Traditional African Religions is a course that will provide an introduction to the range of religious expression in African societies. With its vast size, and very long history of human occupation, Africa contains abundant examples of the human attempt to understand the ultimate question of existence. Drawing on the extensive literature on Africa, this course will examine concepts of god, the nature of spiritual beings, the relationship between religion and the human life cycle, and the interdependence of religion and healing. It will conclude with examples of contemporary religious movements and their relevance for change in African society. The instructor will draw on his research on life cycle rituals and on trance and curing among Ethiopian pastoralists for examples. Note: because this is a new course, it was assigned the number REL419, "Special Topics in Religious Studies." However, the instructor intends the course to be open to students at all levels. There are no prerequisites, and no previous knowledge of religious studies, anthropology or cultures of Africa required.


Tillers International has a number of classes scheduled for Fall 1995:

September 15: Sweet Sorghum Molasses
September 18-23: Timber Framing
September 23: Raising Day
October 14-15: Introduction to Blacksmithing, and also, Ox Driving
October 17-21: Animal-Powered Development
October 3 - November 5: Oxen Basics
November 4: Rope Making, and also, Steel Square Marvels
December 2 - 3: Wood Joinery by Hand

Tillers workshops offer high quality training in rural skills. Its low-cost practices are useful for international rural innovators and small farmers. Class sizes are limited and early registration is advised. Contact: Tillers International, 5239 South 24th Street, Kalamazoo, MI 49002. Phone: 616-344-3233.

Second Annual International Workshop on Trade and Business between Africa and The United States, to be held at the Pfister Hotel in Milwaukee, Wisconsin from September 6 - 7, 1995. It is expected that 20 African ambassadors and cabinet ministers as well as 500 U.S. and African business leaders will attend the workshop. Contact: International Business and Commerce Inc. Phone: 414-289-8339. Fax: 414-289-7775.

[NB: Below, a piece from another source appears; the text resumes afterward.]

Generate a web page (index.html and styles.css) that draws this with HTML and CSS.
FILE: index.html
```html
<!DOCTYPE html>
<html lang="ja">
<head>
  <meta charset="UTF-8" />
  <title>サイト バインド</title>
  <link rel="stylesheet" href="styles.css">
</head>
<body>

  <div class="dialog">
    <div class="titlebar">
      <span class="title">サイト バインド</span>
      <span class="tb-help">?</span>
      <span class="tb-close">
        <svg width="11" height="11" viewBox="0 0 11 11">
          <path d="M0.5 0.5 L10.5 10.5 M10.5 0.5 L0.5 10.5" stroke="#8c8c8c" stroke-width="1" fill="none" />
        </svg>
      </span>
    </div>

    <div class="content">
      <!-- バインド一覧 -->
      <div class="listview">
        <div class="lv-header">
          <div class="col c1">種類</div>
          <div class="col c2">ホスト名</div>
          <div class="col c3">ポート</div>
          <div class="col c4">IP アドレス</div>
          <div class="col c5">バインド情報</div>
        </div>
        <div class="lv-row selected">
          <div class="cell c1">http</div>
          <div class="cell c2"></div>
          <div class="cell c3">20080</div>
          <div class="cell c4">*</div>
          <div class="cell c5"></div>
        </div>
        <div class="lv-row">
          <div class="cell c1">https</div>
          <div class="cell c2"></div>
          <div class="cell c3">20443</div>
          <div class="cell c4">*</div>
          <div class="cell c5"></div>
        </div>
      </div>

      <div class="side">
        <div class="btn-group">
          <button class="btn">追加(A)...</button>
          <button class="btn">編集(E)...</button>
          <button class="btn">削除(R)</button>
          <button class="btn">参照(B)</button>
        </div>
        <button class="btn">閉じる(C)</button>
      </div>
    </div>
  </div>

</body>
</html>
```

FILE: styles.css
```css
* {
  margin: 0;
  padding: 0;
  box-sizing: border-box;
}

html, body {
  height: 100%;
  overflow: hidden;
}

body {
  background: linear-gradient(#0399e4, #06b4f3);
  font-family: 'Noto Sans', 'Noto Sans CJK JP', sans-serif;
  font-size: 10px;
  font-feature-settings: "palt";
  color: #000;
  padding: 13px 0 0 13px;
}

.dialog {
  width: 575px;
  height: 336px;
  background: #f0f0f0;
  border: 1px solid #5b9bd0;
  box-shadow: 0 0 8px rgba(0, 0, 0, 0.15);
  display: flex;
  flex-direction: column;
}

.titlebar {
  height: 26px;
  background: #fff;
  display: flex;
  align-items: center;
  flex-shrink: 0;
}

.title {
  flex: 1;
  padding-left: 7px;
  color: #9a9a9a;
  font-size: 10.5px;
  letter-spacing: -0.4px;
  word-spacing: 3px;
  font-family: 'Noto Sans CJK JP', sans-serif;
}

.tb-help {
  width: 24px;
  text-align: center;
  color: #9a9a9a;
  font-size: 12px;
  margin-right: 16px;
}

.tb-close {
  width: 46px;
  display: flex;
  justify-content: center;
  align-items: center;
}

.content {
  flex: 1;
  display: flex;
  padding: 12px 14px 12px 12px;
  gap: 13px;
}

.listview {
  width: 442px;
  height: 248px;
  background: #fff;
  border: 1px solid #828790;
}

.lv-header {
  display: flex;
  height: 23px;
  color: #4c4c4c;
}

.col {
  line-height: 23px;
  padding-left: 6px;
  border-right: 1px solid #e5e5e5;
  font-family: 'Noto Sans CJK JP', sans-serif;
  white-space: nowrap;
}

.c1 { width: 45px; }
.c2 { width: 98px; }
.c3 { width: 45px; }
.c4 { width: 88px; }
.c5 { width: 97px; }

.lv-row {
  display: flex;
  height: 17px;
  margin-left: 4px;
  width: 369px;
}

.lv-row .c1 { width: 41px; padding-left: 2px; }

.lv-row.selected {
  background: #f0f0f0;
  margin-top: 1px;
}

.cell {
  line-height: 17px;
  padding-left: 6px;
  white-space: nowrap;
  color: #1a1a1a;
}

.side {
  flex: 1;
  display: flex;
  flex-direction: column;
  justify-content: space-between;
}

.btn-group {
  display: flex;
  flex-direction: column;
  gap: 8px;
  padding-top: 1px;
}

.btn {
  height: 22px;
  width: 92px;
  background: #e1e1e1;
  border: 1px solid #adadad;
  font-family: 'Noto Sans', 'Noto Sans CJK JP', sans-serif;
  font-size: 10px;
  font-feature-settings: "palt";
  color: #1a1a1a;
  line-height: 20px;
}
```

The Harvard Academy for International and Area Studies announces its Academy Scholars Program for 1996-97. It is the intent of the Program to identify some of the very brightest younger scholars whose work combines disciplinary excellence in the social sciences with an in-depth grounding in particular countries or regions. Those selected as Academy Scholars are given time, guidance, access to Harvard s facilities, and substantial financial assistance as they work for two years conducting either dissertation or post-doctoral research in their chosen fields and areas. Applications for the 1996-97 class are due by October 13, 1995. Contact: The Academy Scholars Program, Center for International Affairs, 623 Coolidge Hall, 1737 Cambridge Street, Cambridge, MA 02138. Phone: 617-495-2137.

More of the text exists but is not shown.